++++ WORKING DATA

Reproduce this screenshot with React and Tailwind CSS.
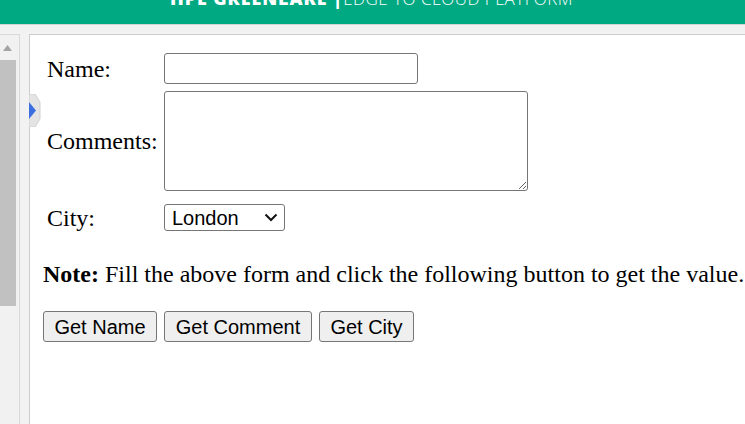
export default function App() {
  const serif = { fontFamily: '"Liberation Serif", "Times New Roman", serif' }
  const sans = { fontFamily: '"Liberation Sans", Arial, sans-serif' }

  return (
    <div className="h-[424px] w-[745px] overflow-hidden flex flex-col bg-[#f2f2f2]">
      {/* TOP BAR */}
      <header className="h-[25px] shrink-0 bg-[#01a982] overflow-hidden flex justify-center border-b border-[#d4d4d4]">
        <div className="-mt-[12px] pr-[2px] text-[17px] leading-[20px] text-white uppercase whitespace-nowrap" style={{ fontFamily: '"Open Sans", sans-serif' }}>
          <span className="font-extrabold text-[18px] tracking-[0.9px]">HPE GreenLake |</span>
          <span className="font-light tracking-[0.5px]">Edge to Cloud Platform</span>
        </div>
      </header>

      <div className="flex-1 flex pt-[9px]">
        {/* SCROLL COLUMN */}
        <div className="w-5 shrink-0 bg-[#f1f1f1] border-t border-r border-[#d9d9d9] flex flex-col">
          <div className="h-[25px] flex justify-center pt-[10px] pr-[4px]">
            <svg width="9" height="6" viewBox="0 0 9 6"><path d="M0 6 L4.5 0 L9 6 Z" fill="#a3a3a3" /></svg>
          </div>
          <div className="w-4 h-[246px] bg-[#c1c1c1]" />
        </div>

        {/* PANEL */}
        <main className="relative flex-1 ml-[9px] bg-white border-t border-l border-[#cdcdcd] pl-[13px]" style={serif}>
          <div className="absolute -left-px top-[59px] w-[12px] h-[33px]">
            <svg width="12" height="33" viewBox="0 0 12 33">
              <path d="M0 0 L6 0 L11 8 L11 25 L6 33 L0 33 Z" fill="#e4e4e4" stroke="#d0d0d0" strokeWidth="1" />
              <path d="M0 8 L7 16.5 L0 25 Z" fill="#3b6fe0" />
            </svg>
          </div>

          <div className="pt-[18px] flex flex-col text-[24px] text-black">
            <div className="flex items-center h-[31px]">
              <span className="w-[121px] pl-[4px]">Name:</span>
              <input className="w-[254px] h-[31px] border border-[#767676] rounded-[3px] bg-white" />
            </div>
            <div className="flex items-center h-[100px] mt-[7px]">
              <span className="w-[121px] pl-[4px]">Comments:</span>
              <textarea className="w-[364px] h-[100px] border border-[#767676] rounded-[3px] bg-white" />
            </div>
            <div className="flex items-center h-[27px] mt-[13px]">
              <span className="w-[121px] pl-[4px]">City:</span>
              <div className="w-[121px] h-[27px] border border-[#767676] rounded-[3px] bg-white flex items-center pl-[7px] pr-[6px] justify-between text-[20px]" style={sans}>
                <span>London</span>
                <svg width="14" height="9" viewBox="0 0 14 9"><path d="M1.5 1.5 L7 7 L12.5 1.5" fill="none" stroke="#111" strokeWidth="2" /></svg>
              </div>
            </div>

            <p className="mt-[29px] leading-[28px] whitespace-nowrap">
              <b>Note:</b> Fill the above form and click the following button to get the value.
            </p>

            <div className="flex gap-[7px] mt-[23px] text-[20px]" style={sans}>
              <button className="w-[114px] h-[31px] border border-[#767676] rounded-[3px] bg-[#efefef]">Get Name</button>
              <button className="w-[148px] h-[31px] border border-[#767676] rounded-[3px] bg-[#efefef]">Get Comment</button>
              <button className="w-[95px] h-[31px] border border-[#767676] rounded-[3px] bg-[#efefef]">Get City</button>
            </div>
          </div>
        </main>
      </div>
    </div>
  )
}
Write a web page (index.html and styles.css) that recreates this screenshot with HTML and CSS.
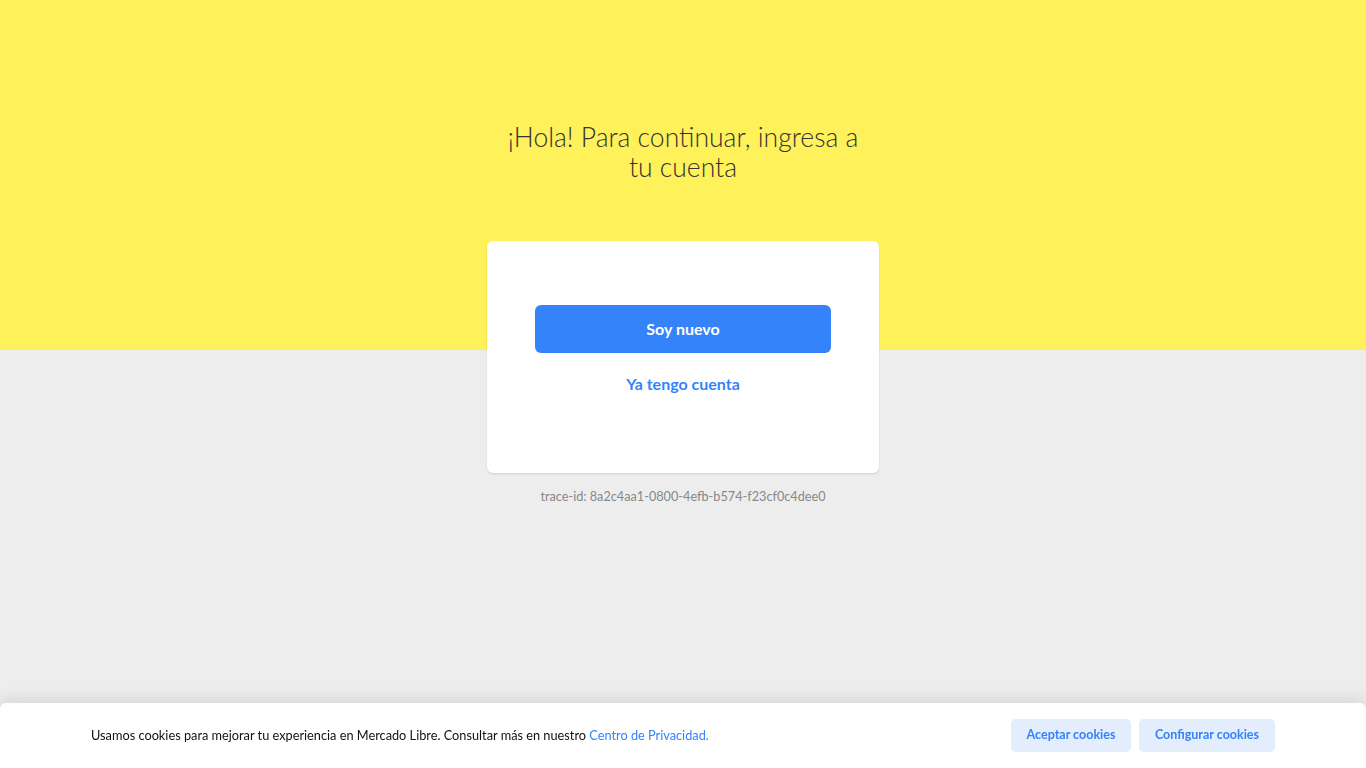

++++++++

__WHAT TO WORK ON__
All of the entries above should be duplicated exactly, except for the pictures.

__CORRECT RESPONSE__
Reproduce this screenshot with React and Tailwind CSS.
export default function App() {
  const serif = { fontFamily: '"Liberation Serif", "Times New Roman", serif' }
  const sans = { fontFamily: '"Liberation Sans", Arial, sans-serif' }

  return (
    <div className="h-[424px] w-[745px] overflow-hidden flex flex-col bg-[#f2f2f2]">
      {/* TOP BAR */}
      <header className="h-[25px] shrink-0 bg-[#01a982] overflow-hidden flex justify-center border-b border-[#d4d4d4]">
        <div className="-mt-[12px] pr-[2px] text-[17px] leading-[20px] text-white uppercase whitespace-nowrap" style={{ fontFamily: '"Open Sans", sans-serif' }}>
          <span className="font-extrabold text-[18px] tracking-[0.9px]">HPE GreenLake |</span>
          <span className="font-light tracking-[0.5px]">Edge to Cloud Platform</span>
        </div>
      </header>

      <div className="flex-1 flex pt-[9px]">
        {/* SCROLL COLUMN */}
        <div className="w-5 shrink-0 bg-[#f1f1f1] border-t border-r border-[#d9d9d9] flex flex-col">
          <div className="h-[25px] flex justify-center pt-[10px] pr-[4px]">
            <svg width="9" height="6" viewBox="0 0 9 6"><path d="M0 6 L4.5 0 L9 6 Z" fill="#a3a3a3" /></svg>
          </div>
          <div className="w-4 h-[246px] bg-[#c1c1c1]" />
        </div>

        {/* PANEL */}
        <main className="relative flex-1 ml-[9px] bg-white border-t border-l border-[#cdcdcd] pl-[13px]" style={serif}>
          <div className="absolute -left-px top-[59px] w-[12px] h-[33px]">
            <svg width="12" height="33" viewBox="0 0 12 33">
              <path d="M0 0 L6 0 L11 8 L11 25 L6 33 L0 33 Z" fill="#e4e4e4" stroke="#d0d0d0" strokeWidth="1" />
              <path d="M0 8 L7 16.5 L0 25 Z" fill="#3b6fe0" />
            </svg>
          </div>

          <div className="pt-[18px] flex flex-col text-[24px] text-black">
            <div className="flex items-center h-[31px]">
              <span className="w-[121px] pl-[4px]">Name:</span>
              <input className="w-[254px] h-[31px] border border-[#767676] rounded-[3px] bg-white" />
            </div>
            <div className="flex items-center h-[100px] mt-[7px]">
              <span className="w-[121px] pl-[4px]">Comments:</span>
              <textarea className="w-[364px] h-[100px] border border-[#767676] rounded-[3px] bg-white" />
            </div>
            <div className="flex items-center h-[27px] mt-[13px]">
              <span className="w-[121px] pl-[4px]">City:</span>
              <div className="w-[121px] h-[27px] border border-[#767676] rounded-[3px] bg-white flex items-center pl-[7px] pr-[6px] justify-between text-[20px]" style={sans}>
                <span>London</span>
                <svg width="14" height="9" viewBox="0 0 14 9"><path d="M1.5 1.5 L7 7 L12.5 1.5" fill="none" stroke="#111" strokeWidth="2" /></svg>
              </div>
            </div>

            <p className="mt-[29px] leading-[28px] whitespace-nowrap">
              <b>Note:</b> Fill the above form and click the following button to get the value.
            </p>

            <div className="flex gap-[7px] mt-[23px] text-[20px]" style={sans}>
              <button className="w-[114px] h-[31px] border border-[#767676] rounded-[3px] bg-[#efefef]">Get Name</button>
              <button className="w-[148px] h-[31px] border border-[#767676] rounded-[3px] bg-[#efefef]">Get Comment</button>
              <button className="w-[95px] h-[31px] border border-[#767676] rounded-[3px] bg-[#efefef]">Get City</button>
            </div>
          </div>
        </main>
      </div>
    </div>
  )
}
Write a web page (index.html and styles.css) that recreates this screenshot with HTML and CSS.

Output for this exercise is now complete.